Palm leaves; exotic murals; red, green, and yellow golden tealights and lanterns; rum-based cocktails; tropic-print or Hawaiian shirts; mermaid wear; Hula girls wearing vibrant colours... sky is the limit if you decide to breathe life once again into the tiki culture that raged in the West for almost forty years, from the 1930s to '70s, its embers still smoldering.
What is tiki? Tiki is the first man according to Polynesian and Hawaiian culture. How can a set-up be called a tiki bar?
Tiki-bars are bars inspired by ancient Polynesian culture (islands in the Pacific Ocean) that mushroomed in the US during the '30s. If you can recreate the vibrant, sunny, colourful, coastal ambience of the tropics inside your dingy hole, you have laid the foundation for your tiki bar. Cocktails like Zombie and Mai Tai would give the final flourish.
Tiki didn't take birth from thin air, spontaneously, mind it.
Ernest Raymond Beaumont Gantt, who later became popular as Donn Beachcomber, was only 24 when he washed up in Southern California looking for a job. But those were bleak times, the 1930s, America was reeling under severe economic depression. Gantt tried his hand at bootlegging alcohol, as prohibition was in force. He had only one advantage working for him, a charming and sociable personality that would win him friends even from Hollywood.

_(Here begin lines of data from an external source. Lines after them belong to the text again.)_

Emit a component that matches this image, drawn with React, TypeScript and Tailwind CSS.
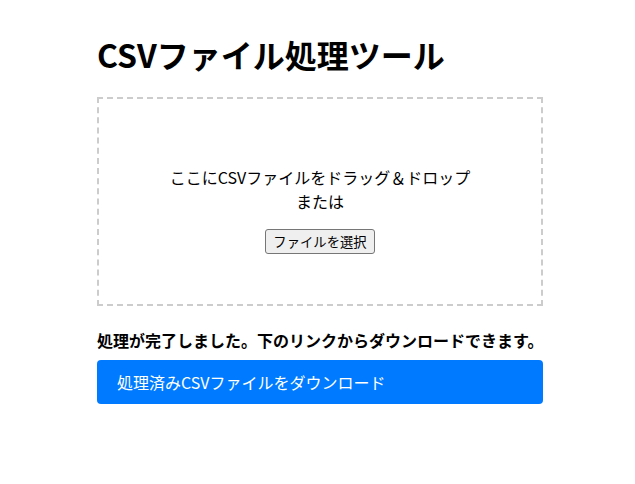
import React from 'react';

const font = { fontFamily: '"Noto Sans CJK JP", "Noto Sans", sans-serif' };

export default function App() {
  return (
    <div className="min-h-screen bg-white text-black" style={font}>
      <div className="ml-[97px] w-[446px] pt-[30px]">
        <h1 className="text-[32px] font-bold leading-[48px] mb-[19px]">CSVファイル処理ツール</h1>

        <div className="h-[209px] border-2 border-dashed border-[#cccccc] flex flex-col items-center justify-center text-center">
          <p className="my-[16px] text-base leading-[24px]">
            ここにCSVファイルをドラッグ＆ドロップ
            <br />
            または
          </p>
          <button className="h-[25px] px-[7px] text-[13.33px] leading-[19px] bg-[#efefef] border border-[#767676] rounded-[3px]">
            ファイルを選択
          </button>
        </div>

        <p className="mt-[22px] text-base font-bold leading-[24px] whitespace-nowrap">
          処理が完了しました。下のリンクからダウンロードできます。
        </p>
        <a
          href="#"
          className="mt-[8px] flex items-center h-[44px] px-[20px] bg-[#007bff] text-white text-base rounded-[4px]"
        >
          処理済みCSVファイルをダウンロード
        </a>
      </div>
    </div>
  );
}
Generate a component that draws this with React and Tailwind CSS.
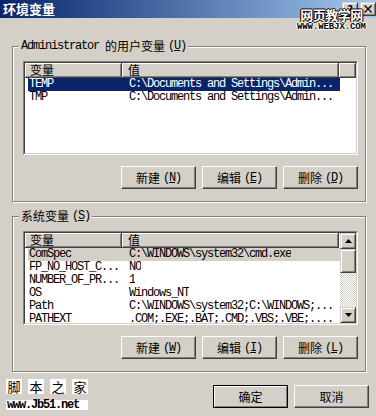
import React from "react";

const MONO = "font-['Liberation_Mono','Noto_Sans_CJK_SC',monospace] text-[12px] tracking-[-1.2px]";

function Btn({ label, acc, def }) {
  const inner = (
    <span className="flex items-center whitespace-nowrap text-[12px] leading-[14px] text-black">
      {label}
      {acc ? (
        <span className={"ml-[3px] " + MONO}>
          (<u>{acc}</u>)
        </span>
      ) : null}
    </span>
  );
  if (def) {
    return (
      <div className="w-[75px] h-[23px] border border-black">
        <div className="w-full h-full flex items-center justify-center border border-t-white border-l-white border-r-[#808080] border-b-[#808080]">
          {inner}
        </div>
      </div>
    );
  }
  return (
    <div className="w-[75px] h-[23px] flex items-center justify-center bg-[#d4d0c8] border border-t-white border-l-white border-r-[#404040] border-b-[#404040] shadow-[inset_-1px_-1px_0_#808080]">
      {inner}
    </div>
  );
}

function HeadCell({ children, className }) {
  return (
    <div
      className={
        "h-[15px] flex items-center bg-[#d4d0c8] border-r border-b border-[#404040] shadow-[inset_1px_1px_0_#fff,inset_-1px_-1px_0_#808080] text-[12px] leading-[12px] " +
        className
      }
    >
      {children}
    </div>
  );
}

function Row({ a, b, sel }) {
  const bg = sel === "focus" ? "bg-[#0a246a] text-white" : sel === "gray" ? "bg-[#d4d0c8] text-black" : "text-black";
  return (
    <div className={"ml-[3px] w-[312px] h-[13px] shrink-0 flex items-center whitespace-pre " + bg + " " + MONO}>
      <div className="w-[95px] pl-[1px] leading-[13px] overflow-hidden">{a}</div>
      <div className="pl-[6px] leading-[13px] overflow-hidden">{b}</div>
    </div>
  );
}

function Arrow({ up }) {
  return (
    <svg width="7" height="4" viewBox="0 0 7 4">
      {up ? <path d="M3.5 0 L7 4 L0 4 Z" fill="#000" /> : <path d="M0 0 L7 0 L3.5 4 Z" fill="#000" />}
    </svg>
  );
}

function Raised({ className, children }) {
  return (
    <div
      className={
        "flex items-center justify-center bg-[#d4d0c8] border border-t-[#d4d0c8] border-l-[#d4d0c8] border-r-[#404040] border-b-[#404040] shadow-[inset_1px_1px_0_#fff,inset_-1px_-1px_0_#808080] " +
        className
      }
    >
      {children}
    </div>
  );
}

function ListView({ rows, scroll }) {
  return (
    <div className="w-[335px] h-[94px] border border-t-[#808080] border-l-[#808080] border-r-white border-b-white">
      <div className="w-full h-full border border-t-[#404040] border-l-[#404040] border-r-[#d4d0c8] border-b-[#d4d0c8] bg-white flex">
        <div className="flex-1 min-w-0 flex flex-col">
          <div className="flex shrink-0">
            <HeadCell className="w-[97px] pl-[5px]">变量</HeadCell>
            <HeadCell className="w-[217px] pl-[6px]">值</HeadCell>
            {scroll ? null : <HeadCell className="flex-1" />}
          </div>
          <div className="flex-1 min-h-0 flex flex-col overflow-hidden">
            {rows.map((r, i) => (
              <Row key={i} a={r[0]} b={r[1]} sel={r[2]} />
            ))}
          </div>
        </div>
        {scroll ? (
          <div className="w-[16px] flex flex-col">
            <Raised className="h-[16px]">
              <Arrow up />
            </Raised>
            <Raised className="h-[24px]" />
            <div className="flex-1 bg-[repeating-conic-gradient(#d4d0c8_0%_25%,#ffffff_0%_50%)] bg-[length:2px_2px]" />
            <Raised className="h-[16px]">
              <Arrow />
            </Raised>
          </div>
        ) : null}
      </div>
    </div>
  );
}

function Group({ legend, rows, scroll, buttons, className }) {
  return (
    <div
      className={
        "relative ml-[12px] w-[354px] h-[156px] border border-[#808080] shadow-[inset_1px_1px_0_#fff,1px_1px_0_#fff] pl-[10px] pt-[14px] " +
        className
      }
    >
      <div className="absolute left-[6px] top-[-8px] bg-[#d4d0c8] px-[2px] flex items-center whitespace-pre text-[12px] leading-[14px] text-black">
        {legend}
      </div>
      <ListView rows={rows} scroll={scroll} />
      <div className="w-[335px] mt-[11px] flex justify-end gap-[6px]">
        {buttons.map((b, i) => (
          <Btn key={i} label={b[0]} acc={b[1]} />
        ))}
      </div>
    </div>
  );
}

export default function App() {
  return (
    <div className="relative w-[376px] h-[416px] overflow-hidden bg-[#d4d0c8] font-['Noto_Sans_CJK_SC',sans-serif] text-black">
      {/* title bar */}
      <div className="h-[18px] flex items-center bg-linear-to-r from-[#0a246a] to-[#a6caf0]">
        <span className="ml-[3px] text-white font-bold text-[13px] leading-[16px]">环境变量</span>
        <div className="ml-auto flex gap-[2px]">
          <Raised className="w-[16px] h-[14px] text-[11px] font-bold leading-none">?</Raised>
          <Raised className="w-[16px] h-[14px] text-[12px] font-bold leading-none">×</Raised>
        </div>
      </div>

      <Group
        className="mt-[28px]"
        legend={
          <>
            <span className={MONO}>Administrator </span>
            <span>的用户变量</span>
            <span className={"ml-[3px] " + MONO}>
              (<u>U</u>)
            </span>
          </>
        }
        rows={[
          ["TEMP", "C:\\Documents and Settings\\Admin...", "focus"],
          ["TMP", "C:\\Documents and Settings\\Admin...", ""],
        ]}
        buttons={[
          ["新建", "N"],
          ["编辑", "E"],
          ["删除", "D"],
        ]}
      />

      <Group
        className="mt-[14px]"
        scroll
        legend={
          <>
            <span>系统变量</span>
            <span className={"ml-[3px] " + MONO}>
              (<u>S</u>)
            </span>
          </>
        }
        rows={[
          ["ComSpec", "C:\\WINDOWS\\system32\\cmd.exe", "gray"],
          ["FP_NO_HOST_C...", "NO", ""],
          ["NUMBER_OF_PR...", "1", ""],
          ["OS", "Windows_NT", ""],
          ["Path", "C:\\WINDOWS\\system32;C:\\WINDOWS;...", ""],
          ["PATHEXT", ".COM;.EXE;.BAT;.CMD;.VBS;.VBE;....", ""],
        ]}
        buttons={[
          ["新建", "W"],
          ["编辑", "I"],
          ["删除", "L"],
        ]}
      />

      {/* bottom row */}
      <div className="flex items-start mt-[7px]">
        <div className="ml-[6px] flex flex-col">
          <div className="flex gap-[6px]">
            {["脚", "本", "之", "家"].map((c) => (
              <span key={c} className="w-[16px] h-[15px] bg-white flex items-center justify-center text-[13px] leading-none">
                {c}
              </span>
            ))}
          </div>
          <div className={"mt-[6px] bg-white px-[1px] leading-[10px] h-[10px] font-bold " + MONO}>www.Jb51.net</div>
        </div>
        <div className="ml-auto mr-[7px] mt-[6px] flex gap-[6px]">
          <Btn label="确定" def />
          <Btn label="取消" />
        </div>
      </div>

      {/* watermark over title bar */}
      <div className="absolute left-[297px] top-[7px] flex flex-col items-center">
        <span className="text-white text-[13px] leading-[15px] font-bold tracking-[-0.5px] [text-shadow:1px_0_0_#000,-1px_0_0_#000,0_1px_0_#000,0_-1px_0_#000]">
          网页教学网
        </span>
        <span className="mt-[1px] font-['Liberation_Mono',monospace] font-bold text-[9px] leading-[9px] tracking-[-0.1px] text-black [text-shadow:1px_0_0_#fff,-1px_0_0_#fff,0_1px_0_#fff,0_-1px_0_#fff]">
          WWW.WEBJX.COM
        </span>
      </div>
    </div>
  );
}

Gantt's frequent escapades to the South Pacific and the Caribbean helped him collect exotic articles from beach fronts that spoke volubly about an ancient Pacific culture.
When prohibition was finally lifted, Gantt put what he had collected together, raising a small café in the corner of a small hotel just off Hollywood Boulevard. It would hardly serve about two dozen customers, but that was enough to begin with. It was the South Pacific accessories that adorned his bar that first prompted customers to check in with curiosity. Visitors had never seen old nets and wrecked boats against a drinking hole till then. The now-ubiquitous cocktail umbrellas were all born of Gantt's brain. It was almost like relaxing on a Caribbean beach in the shade of a coconut tree. Gantt called the bar Don the Beachcomber (Gantt had already changed his name to Donn Beach).
So what should the signature drink in his watering hole be?
A modern-day Mai Tai.
Rum-based cocktails, he had no doubt about it (rum was also the least expensive drink). With lots of layers of tropical fruits. Donn worked on his drinks, slowly creating an exotic menu no other bar in the country could dream of (many believe that it was Donn who created Mai Tai, the legendary cocktail, in 1934). Navy Grog, Tahitian Rum Punch, PiYi, he made more than 84 different cocktails in his lifetime.
One day a well-dressed man waltzed into Donn's bar and ordered a cocktail. He liked what he drank and asked for a repeat. Could I have one more? he asked again at the end of it. By Donn's sheer luck, the visitor was a reporter from the New-York Tribune. Word soon spread about the Polynesian magic (complete with eclectic decor 'rhum' rhapsodies) that was happening in this small corner of America. Don the Beachcomber! Do visit!
Donn welcomed the glitz and glitterati, Charlie Chaplin included, to his bar with his customary phrase: "If you can get to paradise, I'll bring it to you."
But the paradise didn't last for long for Donn Beach.
When WWII broke out, he set out to the war front, leaving his tiki bar into the safe and able hands of his wife. When he came back, Donn saw his establishment already spread out across the country with more than 16 units, all flourishing healthily. Isn't that reason to celebrate? Uh-oh no!
Donn Beach fell out with his wife Irene 'Sunny', and the divorce cost him his rights to the business he once painfully built up. According to the agreement, he could not set up a bar with the name Don the Beachcomber in the United States.
After signing as a consultant, Donn retired to Hawaii, where he opened his own Don the Beachcomber, making it an instant landmark.
Most of the cocktails Donn created in his life were legendary. But he was always tight-lipped about the recipes. The formulae of many of his greatest drinks went to the grave along with their creator because of his obsession with keeping them close to his chest. The bottles in his bar were mysteriously coded with numbers; only the most trusted employees knew the mixture and proportion.
It was only by sheer luck that the recipe of perhaps his greatest contribution to the cocktail world - Zombie - leaked out. Tiki aficionado Jeff 'beachbum' Berry finally got to it with the help of the daughter of a bartender whom Don hired in 1937.
Though Donn Beach died in 1981 at the age of 81, his legacy lives on through the concept of the tiki bar and the exotic cocktails he made.